Yuka just started third grade; she's tall for her age and skinny, with a wicked grin and a habit of perpetual motion, good at drawing. Nao, a year and half younger, is on his way into second grade; he's more compact than his sister and much quieter, on the autism spectrum. I think his parents deal with this as well as any family could. They don't (as many families in Japan still do) try to ignore it--"How dare you say my kid's autistic? He's just very individual! He's perfectly normal!" This attitude, among other problems, means the kid doesn't get the help he or she needs. Nor do they make a big family tragedy out of it--"Oh how awful this is, it's shameful, it's terrible, we'll never have a normal life again." T and Y just say, well, Nao is autistic and that's part of how he is, we'll get him the special care he needs and in the meantime have a happy, ordinary family life. And this seems to be getting the best results it could--Nao is obviously a smart kid, very affectionate with his family and communicating with them, even willing to let an outsider like me cuddle him occasionally. I see him probably once every couple of months, and at first he's always standoffish, but after a while he'll hold out a hand for me to take.
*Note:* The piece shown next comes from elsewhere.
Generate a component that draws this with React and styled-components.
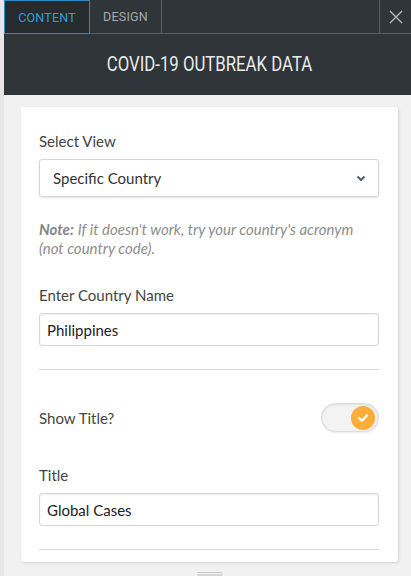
import React from "react";
import styled, { createGlobalStyle } from "styled-components";

const Global = createGlobalStyle`
  html, body { margin: 0; padding: 0; }
  body {
    background: #f1f1f1;
    font-family: "Lato", "Noto Sans", sans-serif;
    overflow: hidden;
  }
  * { box-sizing: border-box; }
`;

const Panel = styled.div`
  width: 411px;
  height: 576px;
  display: flex;
  flex-direction: column;
  background: #f1f1f1;
  border-left: 4px solid #e6e6e6;
  overflow: hidden;
`;

const TabBar = styled.div`
  display: flex;
  height: 34px;
  background: #2f3538;
  border-bottom: 1px solid #575d61;
  margin-left: -4px;
  padding-left: 4px;
`;

const Tab = styled.div`
  display: flex;
  align-items: center;
  justify-content: center;
  width: ${(p) => p.$w}px;
  height: ${(p) => (p.$active ? 34 : 33)}px;
  font-family: "Roboto", sans-serif;
  font-size: 12.5px;
  letter-spacing: 0.2px;
  color: ${(p) => (p.$active ? "#2a9fd8" : "#a4aaae")};
  border: ${(p) => (p.$active ? "1px solid #2a8cc0" : "none")};
  border-right: 1px solid ${(p) => (p.$active ? "#2a8cc0" : "#575d61")};
  background: ${(p) => (p.$active ? "#262b2e" : "transparent")};
`;

const Spacer = styled.div`
  flex: 1;
`;

const CloseBtn = styled.div`
  width: 32px;
  height: 33px;
  display: flex;
  align-items: center;
  justify-content: center;
  border-left: 1px solid #575d61;
`;

const Header = styled.div`
  height: 61px;
  background: #2f3538;
  display: flex;
  align-items: center;
  justify-content: center;
  margin-left: -4px;
  padding-left: 8px;
`;

const Heading = styled.h1`
  margin: 0;
  font-family: "Roboto", sans-serif;
  font-weight: 400;
  font-size: 19.5px;
  color: #e9ebec;
  transform: scaleX(0.86);
  white-space: nowrap;
`;

const Body = styled.div`
  flex: 1;
  position: relative;
  padding: 12px 13px 0 17px;
`;

const Card = styled.div`
  background: #fff;
  border-radius: 3px;
  box-shadow: 1px 1px 3px rgba(0, 0, 0, 0.12);
  padding: 24px 19px 11px 18px;
  height: 455px;
`;

const Field = styled.div`
  display: flex;
  flex-direction: column;
  margin-bottom: ${(p) => p.$mb || 0}px;
`;

const Label = styled.label`
  font-size: 15px;
  color: #444;
  line-height: 20px;
  margin-bottom: ${(p) => p.$mb ?? 8}px;
`;

const SelectBox = styled.div`
  height: 38px;
  border: 1px solid #d3d6d8;
  border-radius: 3px;
  box-shadow: 0 1px 2px rgba(0, 0, 0, 0.1);
  display: flex;
  align-items: center;
  justify-content: space-between;
  padding: 0 12px 0 13px;
  font-size: 15px;
  color: #333;
`;

const Input = styled.div`
  height: 33px;
  border: 1px solid #d3d6d8;
  border-radius: 3px;
  box-shadow: inset 0 1px 2px rgba(0, 0, 0, 0.07);
  display: flex;
  align-items: center;
  padding: 0 7px;
  font-size: 15px;
  color: #222;
`;

const Note = styled.p`
  margin: 0 0 27px;
  font-size: 15px;
  line-height: 19px;
  font-style: italic;
  color: #8d8d8d;
`;

const NoteLead = styled.strong`
  font-weight: 700;
  color: #858585;
  margin-right: 4px;
`;

const Divider = styled.hr`
  border: none;
  border-top: 1px solid #d6dadc;
  margin: 0;
`;

const ToggleRow = styled.div`
  display: flex;
  align-items: center;
  justify-content: space-between;
  margin: 33px 0 33px;
`;

const Toggle = styled.div`
  width: 58px;
  height: 29px;
  border-radius: 15px;
  background: #f3f3f3;
  border: 1px solid #dcdcdc;
  box-shadow: inset 0 1px 3px rgba(0, 0, 0, 0.08), 0 1px 2px rgba(0, 0, 0, 0.08);
  display: flex;
  align-items: center;
  justify-content: flex-end;
  padding-right: 3px;
`;

const Knob = styled.div`
  width: 24px;
  height: 24px;
  border-radius: 50%;
  background: #fbad3b;
  display: flex;
  align-items: center;
  justify-content: center;
`;

const Handle = styled.div`
  position: absolute;
  left: 50%;
  bottom: 0;
  transform: translateX(-50%);
  width: 25px;
  height: 4px;
  border-top: 1px solid #c9c9c9;
  border-bottom: 2px solid #d6d6d6;
  margin-left: 2px;
`;

export default function App() {
  return (
    <>
      <Global />
      <Panel>
        <TabBar>
          <Tab $active $w={86}>CONTENT</Tab>
          <Tab $w={72}>DESIGN</Tab>
          <Spacer />
          <CloseBtn>
            <svg width="14" height="14" viewBox="0 0 14 14">
              <path d="M1 1 L13 13 M13 1 L1 13" stroke="#b5babd" strokeWidth="1.4" />
            </svg>
          </CloseBtn>
        </TabBar>
        <Header>
          <Heading>COVID-19 OUTBREAK DATA</Heading>
        </Header>
        <Body>
          <Card>
            <Field $mb={23}>
              <Label>Select View</Label>
              <SelectBox>
                <span>Specific Country</span>
                <svg width="10" height="7" viewBox="0 0 10 7">
                  <path d="M1.5 1.5 L5 5 L8.5 1.5" stroke="#56606a" strokeWidth="2" fill="none" />
                </svg>
              </SelectBox>
            </Field>
            <Note>
              <NoteLead>Note:</NoteLead>If it doesn't work, try your country's acronym (not country code).
            </Note>
            <Field $mb={23}>
              <Label>Enter Country Name</Label>
              <Input>Philippines</Input>
            </Field>
            <Divider />
            <ToggleRow>
              <Label $mb={0}>Show Title?</Label>
              <Toggle>
                <Knob>
                  <svg width="12" height="10" viewBox="0 0 12 10">
                    <path d="M2 5 L5 7.8 L10 2.2" stroke="#fff" strokeWidth="2.2" fill="none" strokeLinecap="round" strokeLinejoin="round" />
                  </svg>
                </Knob>
              </Toggle>
            </ToggleRow>
            <Field $mb={23}>
              <Label>Title</Label>
              <Input>Global Cases</Input>
            </Field>
            <Divider />
          </Card>
          <Handle />
        </Body>
      </Panel>
    </>
  );
}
I know things aren't as easy as T and Y often make them look--I've heard T talking with an older woman who also plays cello with us, who has a daughter in her twenties with agoraphobia. "We worry about when Nao's grown up, when we're getting older, if he needs taking care of and we can't do it. If we might end up in a family suicide..." Me, with my love for happy endings, I like to think, well, Nao's gotten so much better even since he was three or four, and he's bright and he's not completely uncommunicative, he'll be okay, won't he? Nobody knows, of course. As the fond outsider, I like seeing the love in their family, and want to think it will add up to love and stability in the future.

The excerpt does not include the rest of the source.